▶ [What this task involves] Each line that holds the word "index" should be returned.

+ + + + +

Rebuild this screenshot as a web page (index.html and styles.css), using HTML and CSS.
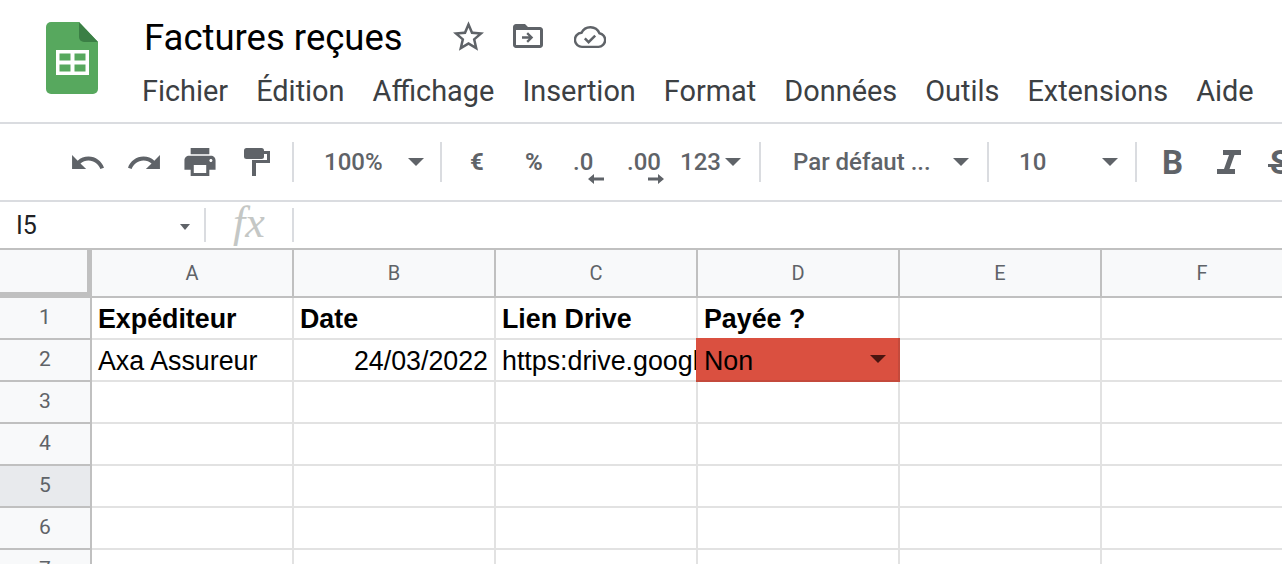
FILE: index.html
```html
<!DOCTYPE html>
<html lang="fr">
<head>
<meta charset="utf-8">
<title>Factures reçues</title>
<link rel="stylesheet" href="styles.css">
</head>
<body>
<header class="top">
  <svg class="logo" viewBox="0 0 52 72"><path d="M5 0H33L52 20V67a5 5 0 0 1-5 5H5a5 5 0 0 1-5-5V5a5 5 0 0 1 5-5z" fill="#57a85e"/><path d="M33 0L52 20H38a5 5 0 0 1-5-5z" fill="#3b7f45"/><path d="M10 28H43V53H10z" fill="#fff"/><path d="M13.500 31.500H24.500V38.500H13.500zM28.500 31.500H39.500V38.500H28.500zM13.500 42.500H24.500V49.500H13.500zM28.500 42.500H39.500V49.500H28.500z" fill="#57a85e"/></svg>
  <div class="top-main">
    <div class="title-row">
      <h1 class="doc-title">Factures reçues</h1>
      <svg class="ti star" viewBox="2 2 20 19"><path d="M22 9.240l-7.190-.62L12 2 9.190 8.630 2 9.240l5.460 4.730L5.820 21 12 17.270 18.180 21l-1.630-7.030L22 9.240zM12 15.400l-3.760 2.270 1-4.280-3.320-2.880 4.380-.38L12 6.100l1.710 4.040 4.380.38-3.320 2.880 1 4.280L12 15.400z" fill="#5f6368"/></svg>
      <svg class="ti folder" viewBox="2 4 20 16"><path d="M20 6h-8l-2-2H4c-1.100 0-1.990.9-1.990 2L2 18c0 1.100.9 2 2 2h16c1.100 0 2-.9 2-2V8c0-1.100-.9-2-2-2zm0 12H4V8h16v10z" fill="#5f6368"/><path d="M12 9.500l3.500 3.500-3.500 3.500-1.100-1.100 1.600-1.600H8v-1.600h4.500l-1.600-1.600z" fill="#5f6368"/></svg>
      <svg class="ti cloud" viewBox="0 0 34 26"><path d="M9 24a7.500 7.500 0 0 1-1-15A10.500 10.500 0 0 1 27 9.500 7.300 7.300 0 0 1 26 24z" fill="none" stroke="#5f6368" stroke-width="2.600"/><path d="M11.500 15l4 4 7-7" fill="none" stroke="#5f6368" stroke-width="2.600"/></svg>
    </div>
    <nav class="menu">
      <span>Fichier</span><span>Édition</span><span>Affichage</span><span>Insertion</span><span>Format</span><span>Données</span><span>Outils</span><span>Extensions</span><span>Aide</span>
    </nav>
  </div>
</header>

<div class="toolbar">
  <svg class="tool w-undo" viewBox="2 7 20.400 9.600"><path d="M12.500 8c-2.650 0-5.050.99-6.900 2.600L2 7v9h9l-3.620-3.620c1.390-1.160 3.160-1.880 5.120-1.880 3.540 0 6.550 2.310 7.600 5.500l2.370-.78C21.080 11.030 17.150 8 12.500 8z" fill="#5f6368"/></svg>
  <svg class="tool w-redo" viewBox="1.600 7 20.400 9.600"><path d="M18.400 10.600C16.550 8.990 14.150 8 11.500 8c-4.650 0-8.580 3.030-9.960 7.220L3.900 16c1.050-3.190 4.050-5.500 7.600-5.500 1.950 0 3.730.72 5.120 1.880L13 16h9V7l-3.600 3.600z" fill="#5f6368"/></svg>
  <svg class="tool w-print" viewBox="2 3 20 18"><path d="M19 8H5c-1.660 0-3 1.340-3 3v6h4v4h12v-4h4v-6c0-1.660-1.340-3-3-3zm-3 11H8v-5h8v5zm3-7c-.55 0-1-.45-1-1s.45-1 1-1 1 .45 1 1-.45 1-1 1zm-1-9H6v4h12V3z" fill="#5f6368"/></svg>
  <svg class="tool w-paint" viewBox="0 0 26 28"><rect x="0" y="0" width="20" height="11" rx="2.500" fill="#5f6368"/><path d="M20 3H26V15H12V28H8V12H23V6H20z" fill="#5f6368"/></svg>
  <i class="sep s1"></i>
  <span class="tt zoomv">100%</span><i class="caret c1"></i>
  <i class="sep s2"></i>
  <b class="tt euro">€</b>
  <b class="tt pct">%</b>
  <span class="deci d0">.0<svg viewBox="0 0 16 10"><path d="M16 3.500H6V0L0 5l6 5V6.500H16z" fill="#5f6368"/></svg></span>
  <span class="deci d00">.00<svg viewBox="0 0 16 10"><path d="M0 3.500H10V0l6 5-6 5V6.500H0z" fill="#5f6368"/></svg></span>
  <span class="tt n123">123</span><i class="caret c2"></i>
  <i class="sep s3"></i>
  <span class="tt font">Par défaut ...</span><i class="caret c3"></i>
  <i class="sep s4"></i>
  <span class="tt size">10</span><i class="caret c4"></i>
  <i class="sep s5"></i>
  <span class="fmt bold">B</span>
  <svg class="tool w-ital" viewBox="0 0 24 24"><path d="M6 0H24V5H17.500L12.500 19H18V24H0V19H7L12 5H6z" fill="#5f6368"/></svg>
  <span class="fmt strike">S</span>
</div>

<div class="formula">
  <div class="namebox"><span>I5</span><i class="caret small"></i></div>
  <i class="fsep"></i>
  <span class="fx">fx</span>
  <i class="fsep"></i>
</div>

<div class="sheet">
  <div class="corner"></div>
  <div class="ch">A</div><div class="ch">B</div><div class="ch">C</div><div class="ch">D</div><div class="ch">E</div><div class="ch">F</div>

  <div class="rh">1</div>
  <div class="c strong">Expéditeur</div><div class="c strong">Date</div><div class="c strong">Lien Drive</div><div class="c strong">Payée ?</div><div class="c"></div><div class="c"></div>

  <div class="rh">2</div>
  <div class="c">Axa Assureur</div><div class="c right">24/03/2022</div><div class="c clip">https:drive.google.com</div><div class="c status">Non<i class="caret dark"></i></div><div class="c"></div><div class="c"></div>

  <div class="rh">3</div><div class="c"></div><div class="c"></div><div class="c"></div><div class="c"></div><div class="c"></div><div class="c"></div>
  <div class="rh">4</div><div class="c"></div><div class="c"></div><div class="c"></div><div class="c"></div><div class="c"></div><div class="c"></div>
  <div class="rh active">5</div><div class="c"></div><div class="c"></div><div class="c"></div><div class="c"></div><div class="c"></div><div class="c"></div>
  <div class="rh">6</div><div class="c"></div><div class="c"></div><div class="c"></div><div class="c"></div><div class="c"></div><div class="c"></div>
  <div class="rh">7</div><div class="c"></div><div class="c"></div><div class="c"></div><div class="c"></div><div class="c"></div><div class="c"></div>
</div>
</body>
</html>
```

FILE: styles.css
```css
* { box-sizing: border-box; }
html, body { margin: 0; height: 564px; overflow: hidden; background: #fff; }
body { font-family: Roboto, sans-serif; color: #202124; width: 1282px; }

.top { display: flex; height: 124px; padding-left: 46px; border-bottom: 2px solid #dadce0; }
.logo { width: 52px; height: 72px; margin-top: 22px; flex: none; }
.top-main { margin-left: 44px; }
.title-row { display: flex; align-items: center; height: 72px; padding-top: 3px; }
.doc-title { margin: 0 0 0 2px; font-size: 36.500px; font-weight: 400; color: #000; line-height: 72px; width: 309px; white-space: nowrap; }
.ti { flex: none; display: block; }
.star { width: 31px; height: 30px; margin-top: -3px; }
.folder { width: 30px; height: 24px; margin: -4px 0 0 29px; }
.cloud { width: 32px; height: 25px; margin: -3px 0 0 31px; }
.menu { display: flex; gap: 28px; font-size: 28.900px; line-height: 36px; color: #3c4043; margin-top: 1px; }
.menu span { white-space: nowrap; }

.toolbar { display: flex; align-items: center; height: 78px; padding-left: 72px; border-bottom: 2px solid #dadce0; overflow: hidden; white-space: nowrap; color: #5f6368; position: relative; }
.tool { flex: none; display: block; }
.w-undo { width: 32px; height: 15px; }
.w-redo { width: 32px; height: 15px; margin-left: 24px; }
.w-print { width: 32px; height: 28px; margin-left: 24px; }
.w-paint { width: 26px; height: 28px; margin-left: 28px; }
.sep { flex: none; width: 2px; height: 40px; background: #dadce0; }
.s1 { margin-left: 22px; }
.tt { flex: none; font-size: 24px; color: #5f6368; font-weight: 500; }
.zoomv { margin-left: 30px; width: 84px; }
.caret { flex: none; display: block; width: 0; height: 0; border-left: 8px solid transparent; border-right: 8px solid transparent; border-top: 8px solid #5f6368; }
.s2 { margin-left: 16px; }
.euro { margin-left: 28px; width: 55px; font-weight: 700; }
.pct { width: 48px; font-weight: 700; }
.deci { flex: none; position: relative; font-size: 24px; font-weight: 500; }
.deci svg { position: absolute; top: 26px; width: 16px; height: 10px; }
.d0 { width: 54px; }
.d0 svg { left: 15px; }
.d00 { width: 53px; }
.d00 svg { left: 21px; }
.n123 { width: 45px; }
.s3 { margin-left: 18px; }
.font { margin-left: 32px; width: 160px; }
.s4 { margin-left: 18px; }
.size { margin-left: 30px; width: 83px; }
.s5 { margin-left: 17px; }
.fmt { flex: none; font-weight: 700; font-size: 33px; color: #5f6368; }
.bold { margin-left: 25px; }
.w-ital { width: 24px; height: 24px; margin-left: 34px; }
.strike { margin-left: 29px; position: relative; }
.strike::after { content: ""; position: absolute; left: -2px; width: 30px; top: 21px; height: 3px; background: #5f6368; }

.formula { display: flex; align-items: center; height: 46px; }
.namebox { display: flex; align-items: center; width: 204px; padding: 0 14px 0 16px; justify-content: space-between; font-size: 25px; color: #202124; }
.caret.small { border-width: 6px 5px 0; margin-top: 3px; }
.fsep { flex: none; width: 2px; height: 34px; background: #dadce0; }
.fx { font-family: "Liberation Serif", serif; font-style: italic; font-size: 44px; color: #c4c7c5; width: 86px; text-align: center; line-height: 46px; margin-top: -4px; }

.sheet { display: grid; grid-template-columns: 92px 202px 202px 202px 202px 202px 202px; grid-template-rows: 48px repeat(7, 42px); border-top: 2px solid #c0c0c0; width: 1282px; overflow: hidden; }
.corner { background: #f8f9fa; border-right: 6px solid #c0c0c0; border-bottom: 6px solid #c0c0c0; height: 48px; margin-right: -1px; }
.ch { background: #f8f9fa; border-right: 2px solid #c0c0c0; border-bottom: 2px solid #c0c0c0; display: flex; align-items: center; justify-content: center; font-size: 20px; color: #5f6368; }
.rh { background: #f8f9fa; border-right: 2px solid #c0c0c0; border-bottom: 2px solid #c0c0c0; display: flex; align-items: center; justify-content: center; font-size: 21px; color: #5f6368; padding-bottom: 2px; }
.rh.active { background: #e8eaed; }
.c { border-right: 2px solid #e2e2e2; border-bottom: 2px solid #e2e2e2; font-family: "Liberation Sans", sans-serif; font-size: 26.800px; line-height: 42px; padding: 0 6px; color: #000; white-space: nowrap; overflow: hidden; }
.strong { font-weight: 700; }
.right { text-align: right; }
.clip { padding-right: 0; border-right: 0; }
.status { display: flex; align-items: center; justify-content: space-between; background: #da5040; padding: 4px 12px 0 8px; margin: -2px 0 0 -2px; border-right: 2px solid #c44a3c; border-bottom: 2px solid #c44a3c; }
.caret.dark { border-top-color: #4a1510; margin-top: -4px; }
```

+ + + + +

▶ [Task output]
Rebuild this screenshot as a web page (index.html and styles.css), using HTML and CSS.
FILE: index.html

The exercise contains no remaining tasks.